Paint it mauve.
Dear Word Detective: I’d appreciate your detailing the origin of “chartreuse,” the color. I understand it’s from the color of a French liqueur. — Warren I. Pollock.
Ok, chartreuse. Which one is that again? Y’know what’s funny is that while I’m not colorblind and can easily tell red from green and so forth, I seem to be color-name blind. Major colors, no problem. But mention “chartreuse,” “mauve” or some other weirdo hue and I draw a complete blank. I mean, what the heck color is “fuchsia”? Sounds like something you’d catch from toads. Teal? Ecru? What? Don’t bother telling me, because I’ll forget it in five minutes. My brain is apparently wired for primary colors only.
It is true that the color “chartreuse” is named for the color of “chartreuse,” a liqueur made by the monks of La Grande-Chartreuse, which is the chief monastery of the Roman Catholic Carthusian order in the Chartreuse range of the French Alps. The liqueur Chartreuse, made from herbs and brandy, is a pale apple-green (as distinct to the rich emerald green of absinthe, which is, of course, made of wormwood and pure evil). The monks, or their subcontractors, have been cranking out this Chartreuse stuff since the early 17th century, although the order was actually founded in 1084. (That’s 600 years they’re gonna have to explain on their time sheets.) The color “chartreuse” is halfway between green and yellow, and color aficionados recognize two variant hues, “chartreuse yellow,” skewed toward yellow, and “chartreuse green,” skewed toward guess what. Fire trucks and other emergency vehicles are often painted “chartreuse yellow” these days because it’s considered a more visible and distinctive color than the traditional red. That’s probably why a disaffected homeowner in a bland development near us repainted his entire house (formerly a noxious putty color) blinding chartreuse yellow in protest a few years ago. It was awesome, but the homeowners’ association was not amused and prolonged lawsuits ensued.

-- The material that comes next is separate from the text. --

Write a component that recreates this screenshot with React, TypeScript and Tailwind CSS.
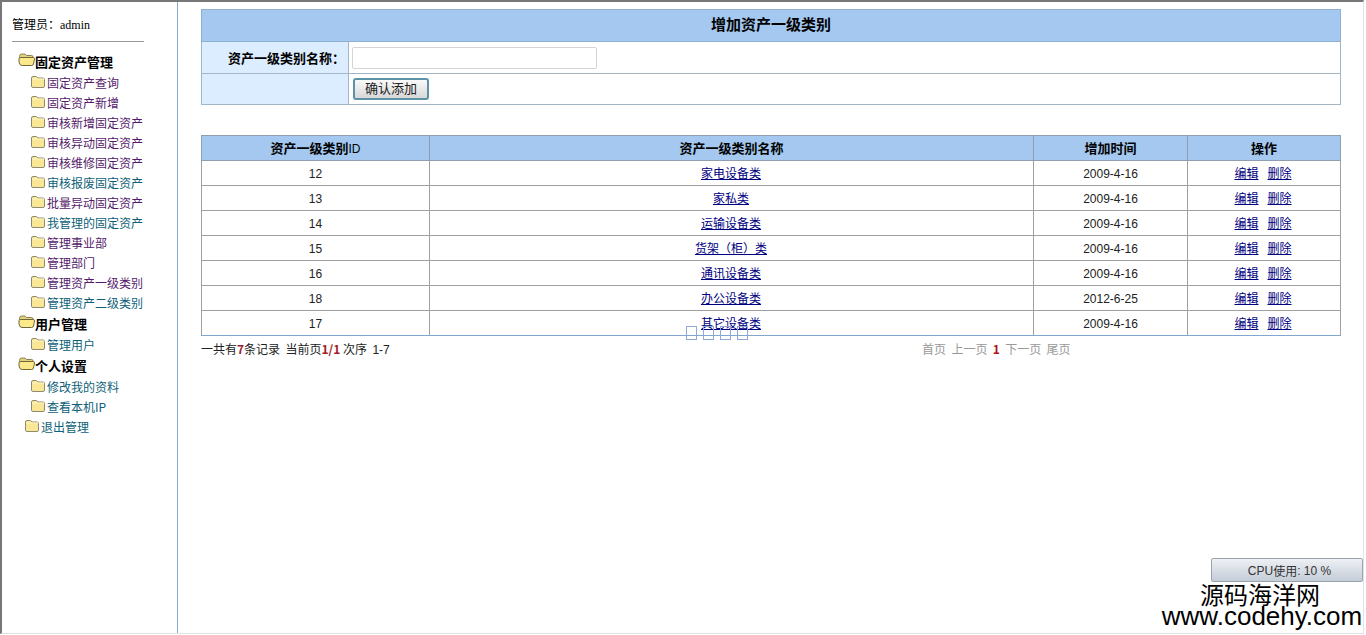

Elsewhere on the Spectrum of Mystery, it turns out that “mauve” is, to quote the Oxford English Dictionary (OED), “Any of a range of light shades of purple between lilac and violet.” It’s a good thing they threw that “purple” in there, because I know that lilac and violets are two kinds of flowering plants, but I can’t quite picture them. Anyway, “mauve” (which appeared in the mid-19th century and is pronounced either “mawve” or “mowve” in the US) comes from the French “mauve” meaning “mallow plant,” mallow being a family of flowering plants related to cotton and okra.
“Ecru” is my kind of color. It’s the color of unbleached linen, i.e., a pale beige or off-white. The word “ecru” is, in fact, French for “unbleached” or “raw” (derived from the Latin “crudus,” raw). “Ecru” first appeared in print in English in 1869.
“Teal” comes from the Old English “tele,” which has close relatives in German and Dutch. A “teal” is a kind of small duck, in fact, according to the OED, “the smallest of the ducks” (to which I am tempted to reply “What ducks? I don’t see no ducks.”). Teals are supposedly common in Europe, Asia and America. The color “teal” (first appearing in 1923) is “a shade of dark greenish blue resembling the patches of this color on the head and wings of the teal.” (OED). I am told that to this day interior designers often carry an actual live teal in a small box in order to compare it to paint and fabric samples, but I think someone may be goofing on me. Lastly, “fuchsia” (also debuting in 1923) is a shade of red named after the flowers of the “fuchsia” (pronounced “FOO-shiyah”) shrub, which was named after the 16th century German botanist Leonhard Fuchs.